Choose your own adventure
One afternoon on São Miguel, Maggie and I got into a boat and traveled far from the shoreline. We bounded across the waves until we spotted them: common dolphins, rocketing through the water, one of 27 species of whales, dolphins and porpoises that call these waters home. We lined up along the edge of the boat and then, just as the pod of dolphins swam past, dropped into the ocean, snorkeling masks on. There’s something disorienting about dropping into deep blue, where, at first, it can be hard to tell up from down. I panicked momentarily, but then was calmed by the graceful movements of the dolphins through the water, unconcerned by our presence in their world.
That lack of concern stems, at least in part, from the strict regulations around interacting with the animals. Outfitters like Picos de Aventura may only follow the dolphins for a certain amount of time; no more than three people are allowed in the water with the dolphins at once; and every guest can only enter the water up to three times on a trip.
It’s the photogenic attractions that bring people to the Azores. Along with dolphins and whales, there are steep cliffs and waterfalls that make ideal territory for canyoning, a sport that involves rappelling down the side of rock faces. Mountain bike trails wrap around craters, and the ocean stays between about 63 and 77 degrees Fahrenheit all year, thanks to warm currents.
Beyond the outdoor pursuits, there is the food: a surf-and-turf array of grass-fed beef and ocean delicacies like limpets, marine snails that are cooked in copious amounts of garlic, and barnacles that taste like lobster. There are the only major tea plantations in Europe and pineapple farms, where the fruit tastes like it’s been dipped in sugar.
In Terceira, we followed a tip that brought us to the village of São Mateus da Calheta, where a traditional bull run — a tourada à corda, or “bullfight by rope” — was taking place. Over the course of two hours, while spectators watched from high ground and behind barricades, one angry bull after another was released into the streets. Men — and it was almost always men — took turns goading the animal; getting as close as possible before it lashed out and they had to maneuver to avoid the filed down horns. More than once the bull chased revelers into the ocean.

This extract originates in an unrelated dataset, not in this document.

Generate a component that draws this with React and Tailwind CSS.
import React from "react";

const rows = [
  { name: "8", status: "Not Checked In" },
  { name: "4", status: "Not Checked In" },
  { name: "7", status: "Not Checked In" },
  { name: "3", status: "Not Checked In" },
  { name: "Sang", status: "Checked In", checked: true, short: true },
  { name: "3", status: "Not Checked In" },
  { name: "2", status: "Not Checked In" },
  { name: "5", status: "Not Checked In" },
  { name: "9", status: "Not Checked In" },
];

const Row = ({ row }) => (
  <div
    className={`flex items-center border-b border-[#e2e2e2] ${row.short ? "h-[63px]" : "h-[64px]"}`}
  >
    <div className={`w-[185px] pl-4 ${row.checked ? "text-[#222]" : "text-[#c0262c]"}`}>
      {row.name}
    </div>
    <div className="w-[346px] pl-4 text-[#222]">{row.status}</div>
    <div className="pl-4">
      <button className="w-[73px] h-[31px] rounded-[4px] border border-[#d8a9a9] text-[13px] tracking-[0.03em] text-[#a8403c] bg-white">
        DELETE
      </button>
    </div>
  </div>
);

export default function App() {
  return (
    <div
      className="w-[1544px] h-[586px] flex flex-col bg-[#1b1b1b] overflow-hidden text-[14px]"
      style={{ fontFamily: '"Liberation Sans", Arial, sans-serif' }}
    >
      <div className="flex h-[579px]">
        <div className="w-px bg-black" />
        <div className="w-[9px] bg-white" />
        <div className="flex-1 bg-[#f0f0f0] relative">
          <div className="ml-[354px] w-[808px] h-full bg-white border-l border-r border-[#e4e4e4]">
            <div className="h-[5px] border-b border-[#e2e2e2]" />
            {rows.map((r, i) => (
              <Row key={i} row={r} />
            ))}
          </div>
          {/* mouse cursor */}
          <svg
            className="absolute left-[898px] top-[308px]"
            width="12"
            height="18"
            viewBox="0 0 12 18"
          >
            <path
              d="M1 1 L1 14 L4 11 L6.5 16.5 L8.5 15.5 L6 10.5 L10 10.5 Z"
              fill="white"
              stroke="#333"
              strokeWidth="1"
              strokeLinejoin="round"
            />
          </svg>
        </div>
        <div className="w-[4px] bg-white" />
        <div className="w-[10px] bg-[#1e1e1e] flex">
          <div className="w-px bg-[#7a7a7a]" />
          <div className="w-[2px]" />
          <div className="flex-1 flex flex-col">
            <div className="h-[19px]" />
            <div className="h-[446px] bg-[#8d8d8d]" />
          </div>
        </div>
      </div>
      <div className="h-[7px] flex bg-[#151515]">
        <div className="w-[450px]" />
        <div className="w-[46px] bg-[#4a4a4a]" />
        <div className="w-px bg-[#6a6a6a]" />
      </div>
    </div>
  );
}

It was a hard tradition to watch. The animal was clearly stressed. But for Azoreans, it was clearly meaningful: The crowd was made up mostly of families, including aunts and uncles back on the island from their new homes across the world (more Azoreans are part of the diaspora than live on the islands). There were six bull runs happening across the island that day and over 60 in the month of August alone.
Spread the wealth
Put all the Azores’ natural beauty together with its history — it’s a kind of Portugal but not, separated from Lisbon by almost 900 miles of deep blue — and its strategic location as an ideal stopover between North America and Europe, and you’ve got a recipe for crowds. Many of those same ingredients turned Iceland from sparsely touristed to a place where, as was the case before the collapse of the low cost Icelandic carrier WOW Air, American tourists outnumbered residents.
But Azoreans have the benefit of having seen where others who entered the tourism zeitgeist before them went wrong; despite hearing some complaints from locals about traffic and the need to make dinner reservations, things still seem to be at least somewhat under control. You still won’t find major resort chains, with accommodation options still dominated by boutique hotels, guesthouses and, increasingly, Airbnbs. The government still has limited the number of hotel beds across all nine islands to 20,000 and that limit has yet to be hit.

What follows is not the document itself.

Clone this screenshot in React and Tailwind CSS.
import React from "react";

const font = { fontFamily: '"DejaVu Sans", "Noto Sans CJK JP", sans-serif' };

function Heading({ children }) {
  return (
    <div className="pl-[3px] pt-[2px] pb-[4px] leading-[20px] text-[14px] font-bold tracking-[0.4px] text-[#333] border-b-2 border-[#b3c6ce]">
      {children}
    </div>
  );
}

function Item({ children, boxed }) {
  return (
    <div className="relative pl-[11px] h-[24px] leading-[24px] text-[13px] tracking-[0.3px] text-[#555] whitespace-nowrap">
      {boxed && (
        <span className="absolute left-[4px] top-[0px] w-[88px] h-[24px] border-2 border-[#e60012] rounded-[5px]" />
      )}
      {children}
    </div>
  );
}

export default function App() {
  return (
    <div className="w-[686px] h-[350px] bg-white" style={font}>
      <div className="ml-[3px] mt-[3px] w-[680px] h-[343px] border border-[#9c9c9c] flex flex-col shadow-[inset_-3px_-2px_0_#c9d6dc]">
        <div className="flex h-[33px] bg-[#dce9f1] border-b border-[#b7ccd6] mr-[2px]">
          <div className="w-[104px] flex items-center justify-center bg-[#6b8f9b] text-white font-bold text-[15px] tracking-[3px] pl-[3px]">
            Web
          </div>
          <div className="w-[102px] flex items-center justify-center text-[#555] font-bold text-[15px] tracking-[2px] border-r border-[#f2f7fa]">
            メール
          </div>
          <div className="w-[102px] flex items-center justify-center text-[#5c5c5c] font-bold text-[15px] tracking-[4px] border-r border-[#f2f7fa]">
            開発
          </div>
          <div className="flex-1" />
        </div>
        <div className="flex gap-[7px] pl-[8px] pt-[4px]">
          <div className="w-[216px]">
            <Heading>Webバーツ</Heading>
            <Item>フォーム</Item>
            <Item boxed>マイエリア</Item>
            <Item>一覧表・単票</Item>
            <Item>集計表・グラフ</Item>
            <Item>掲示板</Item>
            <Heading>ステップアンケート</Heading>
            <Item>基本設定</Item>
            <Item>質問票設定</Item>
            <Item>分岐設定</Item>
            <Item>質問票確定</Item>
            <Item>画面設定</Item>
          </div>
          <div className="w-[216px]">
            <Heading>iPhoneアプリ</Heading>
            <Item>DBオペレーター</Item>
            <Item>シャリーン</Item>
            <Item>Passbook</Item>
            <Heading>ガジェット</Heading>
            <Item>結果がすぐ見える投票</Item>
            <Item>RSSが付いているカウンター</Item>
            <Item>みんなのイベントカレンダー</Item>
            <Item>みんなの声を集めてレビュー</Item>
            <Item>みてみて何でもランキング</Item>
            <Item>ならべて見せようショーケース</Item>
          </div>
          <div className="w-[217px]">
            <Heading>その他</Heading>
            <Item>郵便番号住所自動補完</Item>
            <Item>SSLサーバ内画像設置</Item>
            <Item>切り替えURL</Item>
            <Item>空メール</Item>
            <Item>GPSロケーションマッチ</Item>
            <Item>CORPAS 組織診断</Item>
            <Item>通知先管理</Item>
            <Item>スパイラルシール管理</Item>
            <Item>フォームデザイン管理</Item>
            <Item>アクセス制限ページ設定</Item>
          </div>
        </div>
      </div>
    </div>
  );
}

Will I come back to the Azores again, for a third time? No doubt. But on my next trip, I will do things differently.
I’ll go in the off season, as I did on my first trip (the difference in weather is minute), and I’ll go to the less-visited islands. I’ll do it, in part, for the sake of the islands’ future, because the more people who don’t follow the seasons like geese, the longer places like the Azores will retain their magic and the more people can make sustainable livelihoods in the tourism industry. It’s a decision more tourists will need to make if all that delicate beauty is going to live on. And if it sounds like a sacrifice, I promise you it is not.